• [REQUIRED TASK]
Find and copy lines holding "TypeScript".

-- Start --

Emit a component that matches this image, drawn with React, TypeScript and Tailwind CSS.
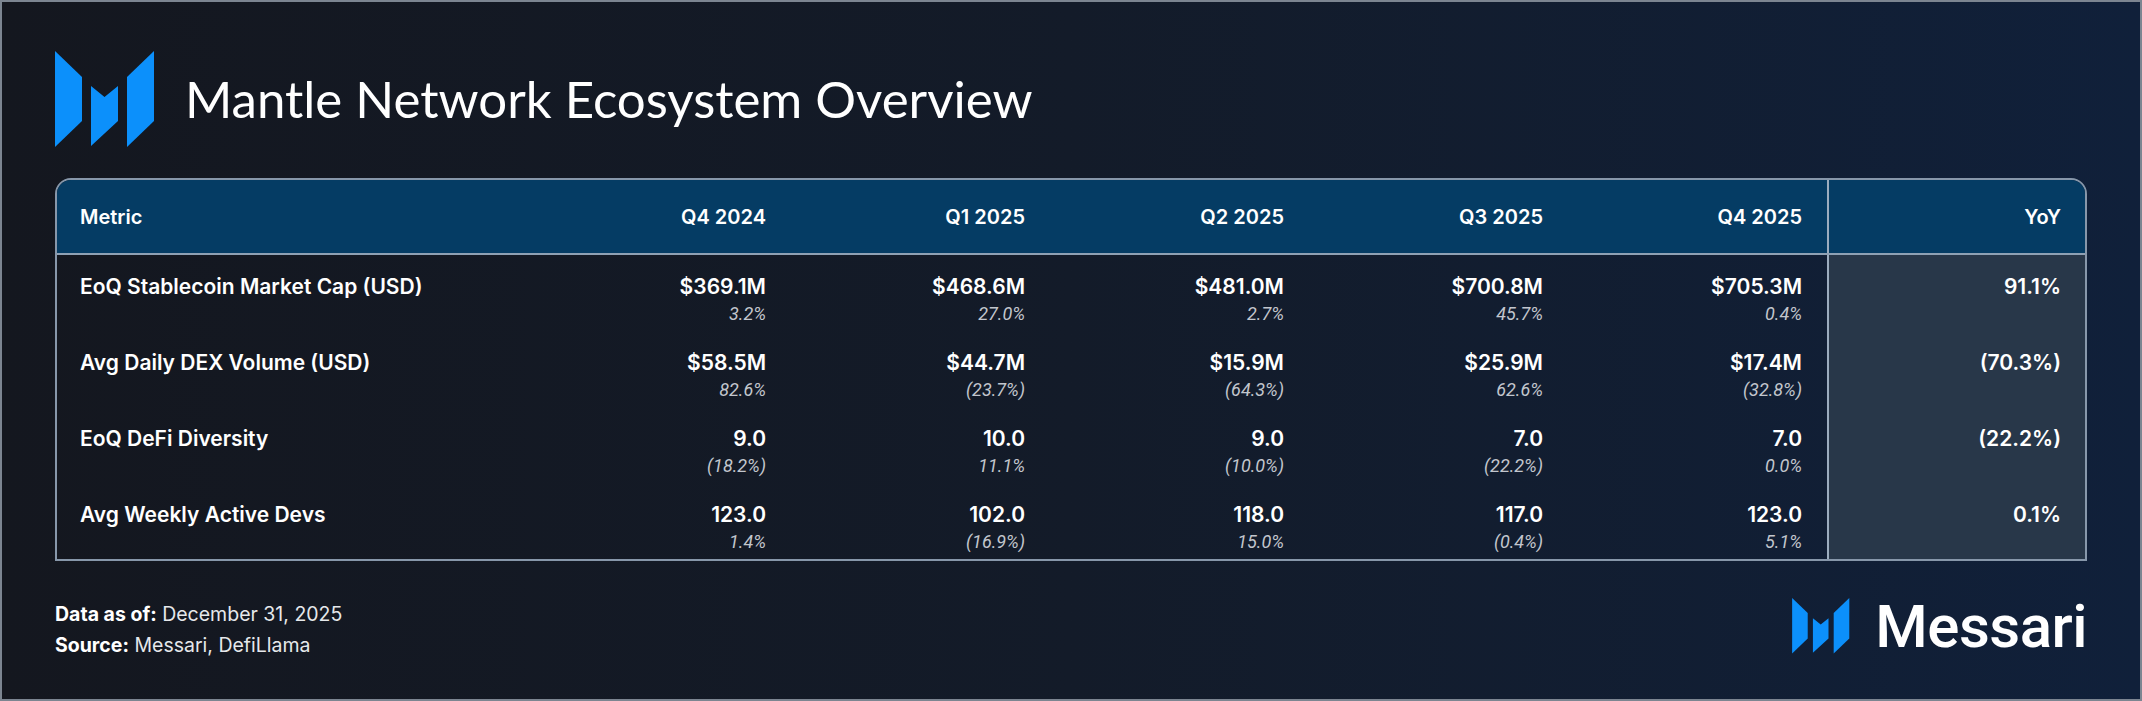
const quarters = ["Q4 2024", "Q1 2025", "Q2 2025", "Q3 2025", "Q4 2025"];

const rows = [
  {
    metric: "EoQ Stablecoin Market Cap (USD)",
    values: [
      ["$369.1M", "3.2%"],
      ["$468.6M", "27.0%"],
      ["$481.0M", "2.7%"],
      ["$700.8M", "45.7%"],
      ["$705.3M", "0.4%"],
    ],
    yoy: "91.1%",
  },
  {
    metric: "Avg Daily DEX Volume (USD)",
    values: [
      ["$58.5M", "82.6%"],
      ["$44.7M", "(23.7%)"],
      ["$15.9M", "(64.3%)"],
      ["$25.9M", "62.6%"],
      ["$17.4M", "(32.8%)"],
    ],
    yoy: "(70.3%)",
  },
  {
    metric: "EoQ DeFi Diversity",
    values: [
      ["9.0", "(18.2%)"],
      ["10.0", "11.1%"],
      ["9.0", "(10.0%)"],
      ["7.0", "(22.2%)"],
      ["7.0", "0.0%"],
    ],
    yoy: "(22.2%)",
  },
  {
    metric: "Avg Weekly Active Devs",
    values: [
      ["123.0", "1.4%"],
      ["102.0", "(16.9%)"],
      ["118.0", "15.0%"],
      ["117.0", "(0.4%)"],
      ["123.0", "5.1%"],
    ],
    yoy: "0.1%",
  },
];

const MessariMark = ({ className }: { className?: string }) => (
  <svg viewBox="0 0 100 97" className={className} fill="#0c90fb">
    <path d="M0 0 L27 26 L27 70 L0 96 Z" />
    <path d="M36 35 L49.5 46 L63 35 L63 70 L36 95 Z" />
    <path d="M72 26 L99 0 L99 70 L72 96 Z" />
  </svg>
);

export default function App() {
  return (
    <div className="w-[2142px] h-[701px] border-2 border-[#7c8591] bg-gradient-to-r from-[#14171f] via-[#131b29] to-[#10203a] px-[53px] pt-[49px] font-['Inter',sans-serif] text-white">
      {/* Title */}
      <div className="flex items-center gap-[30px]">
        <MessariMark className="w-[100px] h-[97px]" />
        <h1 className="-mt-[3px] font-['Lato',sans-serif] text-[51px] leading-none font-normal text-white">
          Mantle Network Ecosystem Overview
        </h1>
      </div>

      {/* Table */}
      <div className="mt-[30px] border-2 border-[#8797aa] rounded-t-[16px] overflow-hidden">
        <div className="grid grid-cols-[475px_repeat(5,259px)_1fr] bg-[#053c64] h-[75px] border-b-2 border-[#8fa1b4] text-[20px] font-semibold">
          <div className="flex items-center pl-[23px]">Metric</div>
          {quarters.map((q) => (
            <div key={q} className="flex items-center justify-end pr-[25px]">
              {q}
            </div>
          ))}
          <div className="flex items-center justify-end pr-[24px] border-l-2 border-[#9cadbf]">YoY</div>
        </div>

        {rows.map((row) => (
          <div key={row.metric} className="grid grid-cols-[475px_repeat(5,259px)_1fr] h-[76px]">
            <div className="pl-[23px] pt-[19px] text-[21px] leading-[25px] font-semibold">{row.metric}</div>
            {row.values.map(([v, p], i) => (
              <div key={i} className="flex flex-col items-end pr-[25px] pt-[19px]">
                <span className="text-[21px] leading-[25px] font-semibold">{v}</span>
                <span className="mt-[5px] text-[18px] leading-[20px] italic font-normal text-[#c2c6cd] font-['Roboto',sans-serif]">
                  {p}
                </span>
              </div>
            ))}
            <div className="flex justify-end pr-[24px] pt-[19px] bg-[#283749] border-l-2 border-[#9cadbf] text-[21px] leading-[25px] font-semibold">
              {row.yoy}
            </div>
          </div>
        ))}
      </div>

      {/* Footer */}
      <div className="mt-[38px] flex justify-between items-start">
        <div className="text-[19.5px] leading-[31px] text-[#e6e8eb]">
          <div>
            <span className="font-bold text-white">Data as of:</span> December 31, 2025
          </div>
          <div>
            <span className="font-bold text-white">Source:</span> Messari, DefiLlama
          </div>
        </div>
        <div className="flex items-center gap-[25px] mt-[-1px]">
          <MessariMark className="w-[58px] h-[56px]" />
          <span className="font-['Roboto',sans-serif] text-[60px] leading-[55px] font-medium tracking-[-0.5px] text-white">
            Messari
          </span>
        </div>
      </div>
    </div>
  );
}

-- End --
-- Start --

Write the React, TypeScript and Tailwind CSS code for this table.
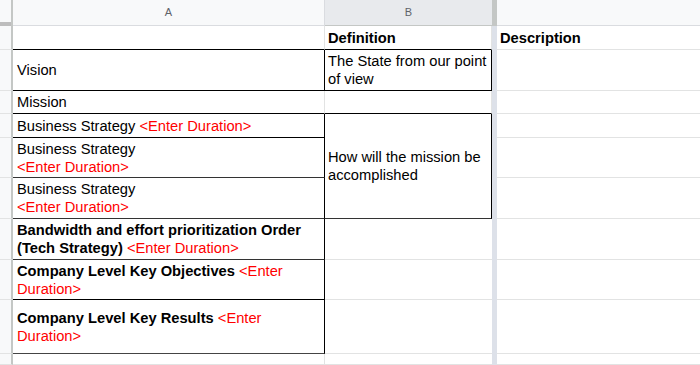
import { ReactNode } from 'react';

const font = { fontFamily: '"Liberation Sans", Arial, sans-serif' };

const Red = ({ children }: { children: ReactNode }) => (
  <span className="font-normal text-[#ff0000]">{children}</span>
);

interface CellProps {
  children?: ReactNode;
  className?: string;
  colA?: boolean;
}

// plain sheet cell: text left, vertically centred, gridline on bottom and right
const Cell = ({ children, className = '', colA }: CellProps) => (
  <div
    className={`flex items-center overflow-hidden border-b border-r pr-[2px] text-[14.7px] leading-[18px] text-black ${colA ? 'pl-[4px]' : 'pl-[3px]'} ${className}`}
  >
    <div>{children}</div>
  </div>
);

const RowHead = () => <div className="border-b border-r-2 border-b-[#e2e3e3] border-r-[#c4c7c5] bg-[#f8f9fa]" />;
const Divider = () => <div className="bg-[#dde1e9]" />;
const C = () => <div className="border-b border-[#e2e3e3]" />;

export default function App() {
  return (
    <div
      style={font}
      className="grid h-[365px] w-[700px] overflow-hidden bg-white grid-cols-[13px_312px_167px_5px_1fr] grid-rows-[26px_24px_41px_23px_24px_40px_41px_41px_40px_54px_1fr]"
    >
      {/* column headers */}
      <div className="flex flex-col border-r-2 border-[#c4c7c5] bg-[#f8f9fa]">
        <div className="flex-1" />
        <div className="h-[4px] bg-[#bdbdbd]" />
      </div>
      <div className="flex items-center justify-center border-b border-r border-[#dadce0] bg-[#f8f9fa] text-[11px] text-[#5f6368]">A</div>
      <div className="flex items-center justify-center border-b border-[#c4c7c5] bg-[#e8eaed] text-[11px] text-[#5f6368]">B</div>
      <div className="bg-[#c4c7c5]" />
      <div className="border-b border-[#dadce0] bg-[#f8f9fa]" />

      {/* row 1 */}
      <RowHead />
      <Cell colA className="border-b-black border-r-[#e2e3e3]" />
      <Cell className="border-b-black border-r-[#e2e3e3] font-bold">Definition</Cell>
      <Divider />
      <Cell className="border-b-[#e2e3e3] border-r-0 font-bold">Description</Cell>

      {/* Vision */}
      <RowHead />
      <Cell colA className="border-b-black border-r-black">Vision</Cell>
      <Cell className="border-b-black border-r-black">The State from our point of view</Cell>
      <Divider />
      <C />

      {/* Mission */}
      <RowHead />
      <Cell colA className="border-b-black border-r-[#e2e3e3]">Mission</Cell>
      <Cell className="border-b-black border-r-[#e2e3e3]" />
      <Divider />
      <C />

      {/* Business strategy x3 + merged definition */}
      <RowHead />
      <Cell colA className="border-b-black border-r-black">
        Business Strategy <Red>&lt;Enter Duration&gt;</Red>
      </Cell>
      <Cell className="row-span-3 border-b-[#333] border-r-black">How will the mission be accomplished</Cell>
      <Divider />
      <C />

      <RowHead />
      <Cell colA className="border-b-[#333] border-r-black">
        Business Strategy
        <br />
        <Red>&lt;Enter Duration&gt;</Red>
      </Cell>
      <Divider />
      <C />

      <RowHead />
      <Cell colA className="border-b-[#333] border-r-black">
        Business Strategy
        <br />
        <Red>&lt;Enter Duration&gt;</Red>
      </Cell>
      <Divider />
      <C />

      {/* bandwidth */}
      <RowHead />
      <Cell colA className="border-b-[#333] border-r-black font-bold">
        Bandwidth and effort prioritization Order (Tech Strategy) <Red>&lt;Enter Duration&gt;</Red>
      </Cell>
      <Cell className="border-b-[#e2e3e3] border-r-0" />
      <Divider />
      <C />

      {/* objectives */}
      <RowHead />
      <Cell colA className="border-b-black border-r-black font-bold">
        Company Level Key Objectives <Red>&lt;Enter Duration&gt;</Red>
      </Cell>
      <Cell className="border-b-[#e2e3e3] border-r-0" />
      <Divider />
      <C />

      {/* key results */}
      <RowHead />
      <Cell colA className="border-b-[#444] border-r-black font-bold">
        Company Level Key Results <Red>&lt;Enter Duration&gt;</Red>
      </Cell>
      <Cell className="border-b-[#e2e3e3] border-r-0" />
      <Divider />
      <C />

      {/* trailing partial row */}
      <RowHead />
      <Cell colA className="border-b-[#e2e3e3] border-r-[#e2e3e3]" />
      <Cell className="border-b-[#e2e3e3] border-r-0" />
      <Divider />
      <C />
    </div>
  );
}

-- End --

• [EXERCISE OUTPUT]
Emit a component that matches this image, drawn with React, TypeScript and Tailwind CSS.
Write the React, TypeScript and Tailwind CSS code for this table.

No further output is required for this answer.